Thursday 18 December 2008

Kelp-fuel cars on the horizon in Scotland

Severin Carrell, Scotland correspondent
guardian.co.uk, Wednesday 17 December 2008 18.12 GMT

The Hebridean Seaweed Company, established this year by Martin Macleod, is so far the UK's only gatherer and producer of seaweed. Photograph: Murdo MacLeod/Guardian
Motorists may soon be driving cars powered by kelp and algae after scientists in Scotland and Ireland won European funding today for a new research project to create "mari-fuels" - the marine equivalent to plant-based biofuels.
Marine scientists based in Oban north of Glasgow are to lead a €6m (£5m) research programme which will investigate ways of converting seaweeds and plant algae into fuel as an alternative to the increasingly controversial use of food crops to produce bio-fuels. Fuels produced from plants are, in theory at least, carbon neutral and for that reason an attractive alternative to petrol.
The Scottish Association for Marine Sciences (Sams) laboratory has been pioneering techniques for exploiting the UK's vast quantities of wild seaweed stocks, particularly kelp, the ubiquitous, brownish weed which is common along the British coastline.
Ministers want 2.5% of all the petrol and diesel used in the UK to be from renewables sources, as the crops grown to produce the plants used in the fuel mixture absorb the CO2 released by the fuel, reducing its impact on climate change.
But unlike the plants currently used for bio-diesel such as oil seed rape, sunflower oil or palm oil, seaweed naturally grows at an extremely fast rate and it avoids taking valuable agricultural land out of food production or destroying rainforest - key concerns of environmentalists.
It is also likely to be more easily converted into ethanol, then mixed with diesel to create bio-diesel, or into methane, which could be burnt for electricity.
The EU funding, supplemented by money from economic development agencies in the UK and Ireland, will be shared by scientists at Sams, and scientists at Queens University in Belfast, the University of Ulster, and the Institutes of Technology in Dundalk and Sligo in Ireland.
Alex Salmond, Scotland's first minister, said the BioMara research project was another significant boost in the quest to find alternative fuel sources and also economic development in marginal rural areas.
"The development of mari-fuels could have a lasting impact on remote and rural communities by providing locally produced, relatively cheap, low impact fuel as well as serving the local public transport infrastructure," he said.
Dr Ben Wilson, who heads an informal "blue energy" research group at SAMS involved in marine sources of renewable energy, said one of the major problems with using agricultural crops for bio-fuels was that it wasted potential food sources.
Marine fuel sources such as farmed or wild kelp, "completely side-step that argument". He added: "We won't have kelp fuel in every forecourt but it will be a niche in this requirement to produce alternatives to hydrocarbon fuel sources."
Research at the Sams laboratory also suggest that seaweed has another valuable quality - it thrives on the potentially damaging waste discharged by the salmon farms which dot Scotland's coastline.
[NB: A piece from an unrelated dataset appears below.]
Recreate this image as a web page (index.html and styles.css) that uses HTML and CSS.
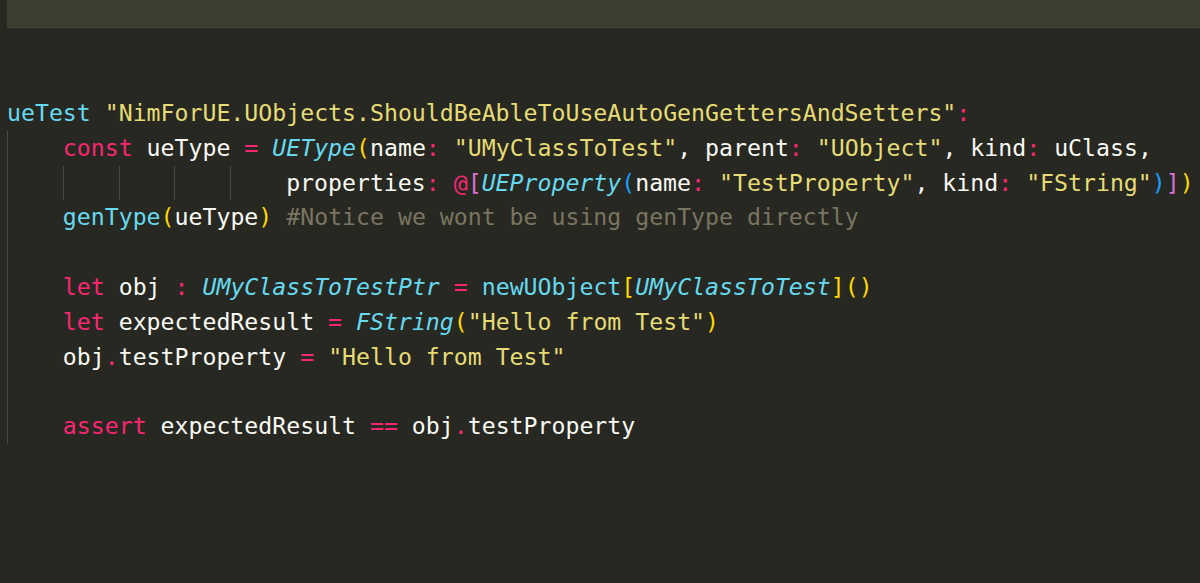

Salmon excrete ammonia and nitrates which, in concentrated doses, pollute surrounding waters.
But these chemicals are also nutrients for seaweed and sea urchins - a delicacy in Europe and Japan - and other commercial marine life such as mussels and oysters. Sams scientists believe exploiting the waste from fish farms could have substantial environmental benefits.
The laboratory has tested the theory at Loch Duart salmon farm in north-west Scotland, which has planned to commercially market the seaweed and sea urchins cultivated near its fish-farm cages. Seaweed grown near the farm doubled in size in a month.
Kelp is already highly sort after by the cosmetics and pharmaceutical industries because of its chemical, culinary and medicinal properties. Kelp harvesters in the Western Isles can earn £250 a day and one local producer recently estimated his firm would need to cut kelp 24 hours a day to satisfy demand.